Глаза поднял – а рядом никого,

Ни матери с отцом, ни поминанья,

Лишь я один, да жизнь моя при мне,

Да острый холодок на самом дне –

Сознанье смерти или смерть сознанья...»

 

Я вспомнил эти строки, и в моей памяти возникла одна сцена: мы с Олегом Чухонцевым идем по городу, входим на кладбище, стоим у надгробия, здесь, на городском кладбище, похоронены его мать, отец, сестра... Какой болью и горечью отозвались эти утраты в сердце и в лирической исповеди поэта:

 

«Отца и мать двойным ударом

Свалила смерть. Их сон глубок.

Теперь они в подлеске старом

Лежат ногами на восток.

Лежат, а сбоку стынет лужа,

А сверху воронье кружит,

И шелестит венок: от мужа,

А муж в земле сырой лежит...»

 

«И поглотила одна могила вас друг за другом – и холм сровняла. И то, что жизнью недавно было, теперь землею и снегом стало». Помню, что после нашего паломничества к дорогим могилам (у меня на кладбище Покровско-Васильевского монастыря похоронены бабушка, отец и близкий человек, погибший в возрасте Христа), я написал стихотворение «На кладбище» с посвящением Олегу. Да, тема родных и близких – тема особая в творчестве поэта и еще ждет своего кропотливого исследования. Вспомним хотя бы только прекрасную поэму «Свои» – и все станет ясно. Боль утраты – чувство вины – тема совести – исповедальность – дорогие сердцу могилы – вечная память – вещи, не подлежащие обыденному сознанию. Сквозь призму личной трагедии поэт осмысляет все происходящее вокруг:

 

А за Клязьмой бор стеною.

Хорошо гулять весною.

Хорошо глядеть на свет,

Всюду жизнь живая бродит.

Веселитесь, все проходит,

Как сказал один поэт.

 

Олег Чухонцев – взыскательный к себе, требовательный художник. В одном из писем ко мне он писал: «Только развив в себе чувство слова, когда слово в строке единственно и неповторимо, можно, наверное, ощутить ту поэтическую свободу, о которой Борис Пастернак сказал в одном из своих переводов: «Не я пишу стихи. Они, как повесть, пишут меня. И жизни ход сопровождает их...»

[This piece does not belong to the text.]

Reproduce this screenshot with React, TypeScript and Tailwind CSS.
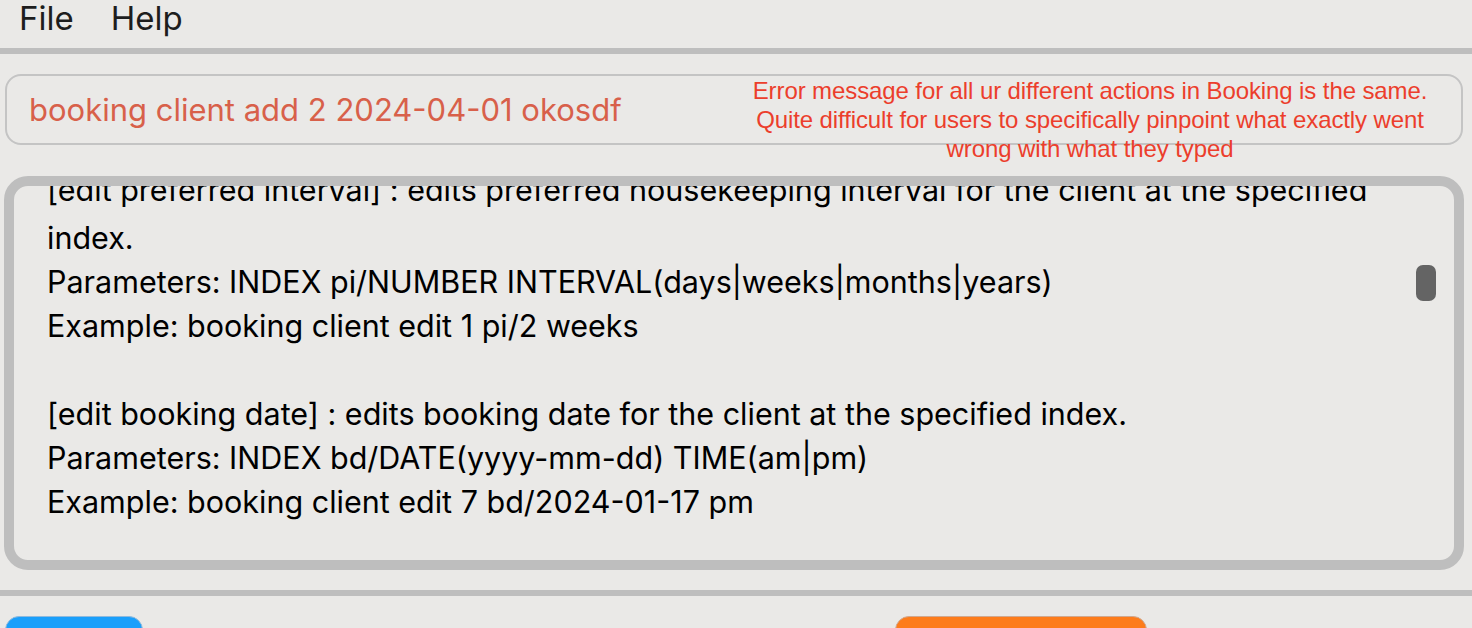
import React from "react";

const resultLines = [
  "[edit preferred interval] : edits preferred housekeeping interval for the client at the specified",
  "index.",
  "Parameters: INDEX pi/NUMBER INTERVAL(days|weeks|months|years)",
  "Example: booking client edit 1 pi/2 weeks",
  "",
  "[edit booking date] : edits booking date for the client at the specified index.",
  "Parameters: INDEX bd/DATE(yyyy-mm-dd) TIME(am|pm)",
  "Example: booking client edit 7 bd/2024-01-17 pm",
];

export default function App() {
  return (
    <div className="flex h-[628px] w-[1472px] flex-col overflow-hidden bg-[#eae9e7] font-['Inter',sans-serif] text-black">
      {/* menu bar */}
      <div className="flex h-[48px] shrink-0 items-start gap-[37px] pl-[19px] text-[33px] leading-[36px] text-[#1d1d1d]">
        <span>File</span>
        <span>Help</span>
      </div>
      <div className="h-[6px] shrink-0 bg-[#bebebe]" />

      {/* command box */}
      <div className="shrink-0 pl-[5px] pr-[9px] pt-[20px]">
        <div className="relative h-[71px] rounded-[16px] border-2 border-[#c4c4c4]">
          <div className="pl-[22px] pt-[15px] text-[31px] leading-[38px] text-[#d8604a]">
            booking client add 2 2024-04-01 okosdf
          </div>
          {/* feedback note, spills over the box edge */}
          <div className="absolute left-[683px] top-0 w-[800px] text-center font-['Liberation_Sans',Arial,sans-serif] text-[24px] leading-[29px] tracking-[-0.1px] text-[#ec3e2c]">
            Error message for all ur different actions in Booking is the same.
            <br />
            Quite difficult for users to specifically pinpoint what exactly went
            <br />
            wrong with what they typed
          </div>
        </div>
      </div>

      {/* result display */}
      <div className="shrink-0 pl-[4px] pr-[8px] pt-[31px]">
        <div className="relative h-[394px] overflow-hidden rounded-[24px] border-[10px] border-[#bebebe]">
          <div className="-mt-[14px] pl-[33px] text-[30.5px] leading-[44px]">
            {resultLines.map((line, i) => (
              <div key={i} className={`h-[44px] whitespace-nowrap ${i === 0 ? "relative -top-[4px]" : ""}`}>
                {line}
              </div>
            ))}
          </div>
          <div className="absolute right-[18px] top-[79px] h-[36px] w-[20px] rounded-[7px] bg-[#646464]" />
        </div>
      </div>

      <div className="mt-[20px] h-[6px] shrink-0 bg-[#bebebe]" />

      {/* tab buttons */}
      <div className="mt-[20px] flex shrink-0 gap-[752px] pl-[5px]">
        <div className="h-[40px] w-[138px] rounded-[14px] border border-[#8fb9dc] bg-[#1a9ffb] pl-[21px] pt-[8px] text-[30px] leading-[36px]">
          Clients
        </div>
        <div className="h-[40px] w-[252px] rounded-[14px] border border-[#d0a890] bg-[#fd7c1b] pl-[21px] pt-[8px] text-[30px] leading-[36px]">
          Housekeeping
        </div>
      </div>
    </div>
  );
}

Здесь все предельно ясно. Когда-то Олег говорил мне, что ему нравится апухтинское стихотворение «С курьерским поездом» – интимно-психологический рассказ в стихах, любовная драма... Может быть, он пережил то же самое, иначе бы не появились на свет такие шедевры, как «Бывшим маршрутом», «Черемуха в овраге. Соловей...» и «Велосипеды». Любовная лирика поэта требует опять-таки особого разговора, но эти строки искушенному читателю могут сказать о многом:

 

«Не может быть, чтоб я тебя любил.

Не может быть. Я ничего не помню.

Но отчего же так не по себе,

Как будто в чем виновен? Нет, довольно,

Довольно с нас и собственных забот!

И мне они дороже тех кошмарных

Счастливых снов, какие только раз

Сбываются, когда мы не готовы

Для счастья...

А она еще летит,

Как бабочка, еще летит, мелькая,

Непойманная, легкая такая...

А иногда мне хочется шепнуть

Как на духу, всего два слова:

время-убийца...»

Что же, традиции русской классической поэзии XIX века, темы и вариации Афанасия Фета и Алексея Апухтина живы в русской поэзии. Современный и самый яркий пример тому – лирика Олега Чухонцева:

 

Душа чему-то противостоит –

Безверью ли, тоске

иль вырожденью,

Но ей, как одинокому растенью,

В чужую тень склониться предстоит.

 

Каждый поэт переживает любовную драму по-своему (порою трагично: вспомним судьбу Ф.И. Тютчева), но ведь любовь – страшная сила, преобразующая мир и наше духовное бытие. Помню один из наших разговоров с Юнной Мориц (в 70-х годах мы виделись очень часто и помногу беседовали), так, однажды она мне сказала: «Николай, вы пишете в тысячу раз талантливей тех, кого у нас печатают... Но вас сейчас не напечатают...».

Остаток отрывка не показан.